The task -
Find all the lines with "this" and gather them.

Dataset entries -
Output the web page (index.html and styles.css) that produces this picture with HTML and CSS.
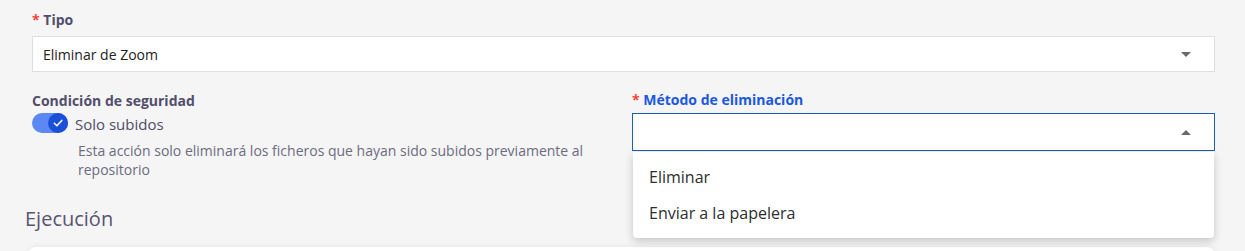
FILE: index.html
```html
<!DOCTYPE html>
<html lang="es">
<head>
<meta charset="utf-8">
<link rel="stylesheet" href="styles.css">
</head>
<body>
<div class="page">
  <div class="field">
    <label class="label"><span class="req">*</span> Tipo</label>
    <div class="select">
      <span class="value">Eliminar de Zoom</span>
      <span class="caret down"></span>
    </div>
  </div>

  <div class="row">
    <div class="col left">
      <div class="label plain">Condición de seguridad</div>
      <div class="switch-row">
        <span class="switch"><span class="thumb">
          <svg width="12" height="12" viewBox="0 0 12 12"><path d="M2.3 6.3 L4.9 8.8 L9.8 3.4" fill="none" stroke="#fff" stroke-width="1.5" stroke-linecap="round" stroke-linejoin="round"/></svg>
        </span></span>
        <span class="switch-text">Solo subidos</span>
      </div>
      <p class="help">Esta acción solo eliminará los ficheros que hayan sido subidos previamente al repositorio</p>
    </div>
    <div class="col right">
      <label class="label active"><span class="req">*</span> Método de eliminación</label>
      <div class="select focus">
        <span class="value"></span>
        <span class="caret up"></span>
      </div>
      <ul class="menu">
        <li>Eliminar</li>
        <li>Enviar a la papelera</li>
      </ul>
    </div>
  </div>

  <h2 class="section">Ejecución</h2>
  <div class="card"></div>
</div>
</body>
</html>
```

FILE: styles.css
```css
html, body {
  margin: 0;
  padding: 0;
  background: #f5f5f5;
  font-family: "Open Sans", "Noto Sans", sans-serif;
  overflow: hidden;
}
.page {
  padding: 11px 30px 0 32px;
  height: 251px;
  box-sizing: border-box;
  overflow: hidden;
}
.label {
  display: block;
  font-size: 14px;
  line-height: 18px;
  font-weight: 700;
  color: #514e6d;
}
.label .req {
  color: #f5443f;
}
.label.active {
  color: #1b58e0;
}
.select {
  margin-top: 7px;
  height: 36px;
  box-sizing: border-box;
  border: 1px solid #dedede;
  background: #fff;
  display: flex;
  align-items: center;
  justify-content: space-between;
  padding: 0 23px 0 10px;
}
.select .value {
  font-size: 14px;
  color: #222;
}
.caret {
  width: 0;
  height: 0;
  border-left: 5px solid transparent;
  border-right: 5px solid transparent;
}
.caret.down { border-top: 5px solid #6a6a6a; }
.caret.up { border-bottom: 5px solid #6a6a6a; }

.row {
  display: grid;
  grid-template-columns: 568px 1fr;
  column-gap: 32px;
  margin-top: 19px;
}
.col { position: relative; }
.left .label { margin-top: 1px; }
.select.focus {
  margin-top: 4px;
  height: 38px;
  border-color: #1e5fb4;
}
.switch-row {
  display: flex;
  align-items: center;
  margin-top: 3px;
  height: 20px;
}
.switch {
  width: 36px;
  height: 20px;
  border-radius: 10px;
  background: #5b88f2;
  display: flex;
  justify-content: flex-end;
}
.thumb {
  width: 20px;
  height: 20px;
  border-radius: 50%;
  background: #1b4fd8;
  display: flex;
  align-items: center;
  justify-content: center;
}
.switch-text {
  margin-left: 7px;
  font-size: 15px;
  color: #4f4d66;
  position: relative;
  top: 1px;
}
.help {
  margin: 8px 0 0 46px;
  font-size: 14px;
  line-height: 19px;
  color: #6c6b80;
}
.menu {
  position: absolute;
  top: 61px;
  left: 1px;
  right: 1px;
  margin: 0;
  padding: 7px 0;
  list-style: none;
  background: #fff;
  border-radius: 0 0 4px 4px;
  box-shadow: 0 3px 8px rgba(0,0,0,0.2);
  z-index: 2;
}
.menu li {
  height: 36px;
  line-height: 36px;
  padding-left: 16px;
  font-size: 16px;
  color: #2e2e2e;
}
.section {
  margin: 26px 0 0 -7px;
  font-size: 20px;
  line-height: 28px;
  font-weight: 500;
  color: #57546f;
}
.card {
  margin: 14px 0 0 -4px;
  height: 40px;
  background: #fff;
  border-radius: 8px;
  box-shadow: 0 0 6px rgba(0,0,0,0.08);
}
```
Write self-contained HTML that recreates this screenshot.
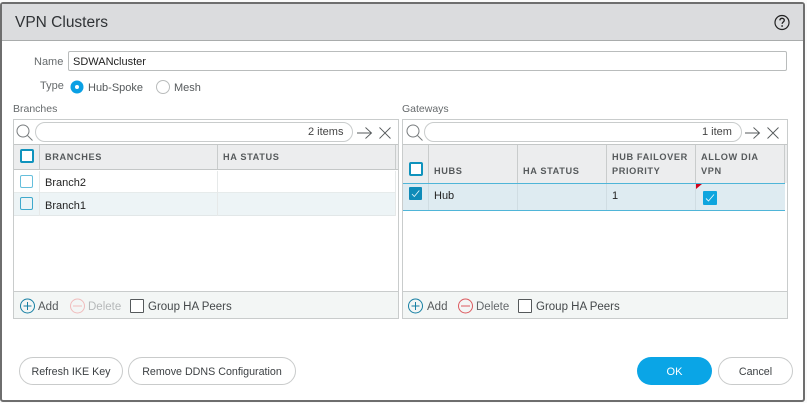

In response -
Output the web page (index.html and styles.css) that produces this picture with HTML and CSS.
Write self-contained HTML that recreates this screenshot.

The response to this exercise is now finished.